Ours is a generation of supermodels and pageants who catwalk the fashion-walkways to flaunt their treasures- their bodies, and not their brains. Ours is a generation that inherited a debased standard of education and enlightenment, during which our universities have turned into abattoirs and torture chambers where cultists are the “hegemoniacs”! To treat our educational malaise, the rich elders and politicians send their wards to schools abroad or the expensive private schools and universities they and their cronies had established. Now our first class products from the universities are no longer enthused by research and scholarly activities because of the allure of the good life that working in banks and the corporate world promises. Life as a scholar and intellect in univers
ities do not attract youths of my generation because of this looming disconnect occasioned by the bad example showed by our forebears and political octogenarians.

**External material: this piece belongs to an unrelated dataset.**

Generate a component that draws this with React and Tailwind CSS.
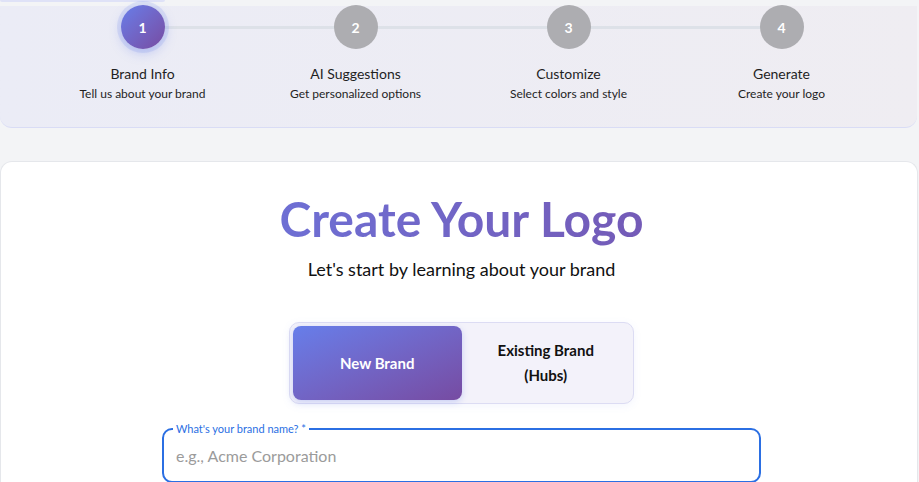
import React from "react";

const steps = [
  { n: 1, title: "Brand Info", sub: "Tell us about your brand" },
  { n: 2, title: "AI Suggestions", sub: "Get personalized options" },
  { n: 3, title: "Customize", sub: "Select colors and style" },
  { n: 4, title: "Generate", sub: "Create your logo" },
];

const Stepper = () => (
  <div className="relative mr-[2px] rounded-b-xl border-b border-[#d9dcf5] bg-gradient-to-r from-[#ebecf6] to-[#efedf2] pb-[25px]">
    {/* track behind the circles */}
    <div className="absolute left-[142px] right-[136px] top-[20px] h-[3px] bg-[#dde1e8]" />
    <div className="relative grid grid-cols-4 pl-[36px] pr-[29px]">
      {steps.map((s) => (
        <div key={s.n} className="flex flex-col items-center">
          <div
            className={
              s.n === 1
                ? "-mt-[1px] flex h-[44px] w-[44px] items-center justify-center rounded-full bg-gradient-to-br from-[#667eea] to-[#764ba2] text-[14px] font-bold text-white shadow-[0_0_0_4px_rgba(102,126,234,0.15),0_4px_12px_rgba(102,126,234,0.35)]"
                : "-mt-[1px] flex h-[44px] w-[44px] items-center justify-center rounded-full bg-[#adadb1] text-[14px] font-bold text-white"
            }
          >
            {s.n}
          </div>
          <div className="mt-[15px] text-[14px] leading-[20px] text-[#1f1f1f]">
            {s.title}
          </div>
          <div className="mt-[1px] text-[12px] leading-[17px] text-[#1f1f1f]">
            {s.sub}
          </div>
        </div>
      ))}
    </div>
  </div>
);

export default function App() {
  return (
    <div
      className="flex h-[482px] w-[919px] flex-col overflow-hidden bg-[#f3f4f6]"
      style={{ fontFamily: "Lato, 'Open Sans', sans-serif" }}
    >
      <div className="h-[6px] shrink-0">
        <div className="h-[2px] w-[165px] rounded-b bg-[#dfe2f7]" />
      </div>
      <Stepper />

      <div className="mr-[1px] mt-[33px] flex-1 shrink-0 rounded-t-xl border border-b-0 border-[#e5e7eb] bg-white pt-[29px]">
        <div className="flex flex-col items-center pl-[5px]">
          <h1 className="w-full bg-gradient-to-r from-[#667eea] to-[#764ba2] bg-clip-text text-center text-[48px] font-bold leading-[56px] text-transparent">
            Create Your Logo
          </h1>
          <p className="mt-[9px] text-[18px] leading-[26px] text-[#111]">
            Let's start by learning about your brand
          </p>

          <div className="mt-[40px] flex h-[82px] w-[345px] shrink-0 rounded-[10px] border border-[#dcdcf3] bg-[#f3f2fa] p-[3px] shadow-[0_2px_8px_rgba(102,126,234,0.08)]">
            <button className="flex flex-1 items-center justify-center rounded-[8px] bg-gradient-to-br from-[#667eea] to-[#764ba2] text-[15px] font-bold text-white shadow-[0_2px_6px_rgba(102,126,234,0.3)]">
              New Brand
            </button>
            <button className="flex flex-1 items-center justify-center text-center text-[15px] font-bold leading-[25px] text-[#111]">
              Existing Brand
              <br />
              (Hubs)
            </button>
          </div>

          <fieldset className="relative mt-[19px] h-[60px] w-[599px] shrink-0 rounded-[10px] border-2 border-[#2b6fe3] px-[9px]">
            <legend className="px-[3px] text-[11px] leading-[12px] text-[#2b6fe3]">
              What's your brand name? *
            </legend>
            <input
              autoFocus
              placeholder="e.g., Acme Corporation"
              className="mt-[9px] w-full bg-transparent px-[3px] text-[16px] text-[#111] caret-black outline-none placeholder:text-[#9b9b9b]"
            />
          </fieldset>
        </div>
      </div>
    </div>
  );
}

Our bad socioeconomic and political heritage notwithstanding, the current generation of Nigerians needs to do something critical to re-direct the course our nation is following. We need a reawakening and should draw inspiration from other climes and cultures where social re-engineering was orchestrated and driven by the young people whose destiny were being toyed with. We can only ensure a secured future by crafting and building a future founded upon the principles of truth and justice. We need to discard the poor work ethic and economic waste which our fathers handed over to us. We have seen flickers of creative entrepreneurship championed by our generation and the embers need to be fanned to a level where it turns into an economic and developmental revolution of sorts.Unlike Emperor Nero who cuddled while Rome burnt, we need to take up arms and fight for the survival of our dear nation. We ought to stop this wastage in our country and chart a new course which we would proudly bequeath to posterity and others coming after us.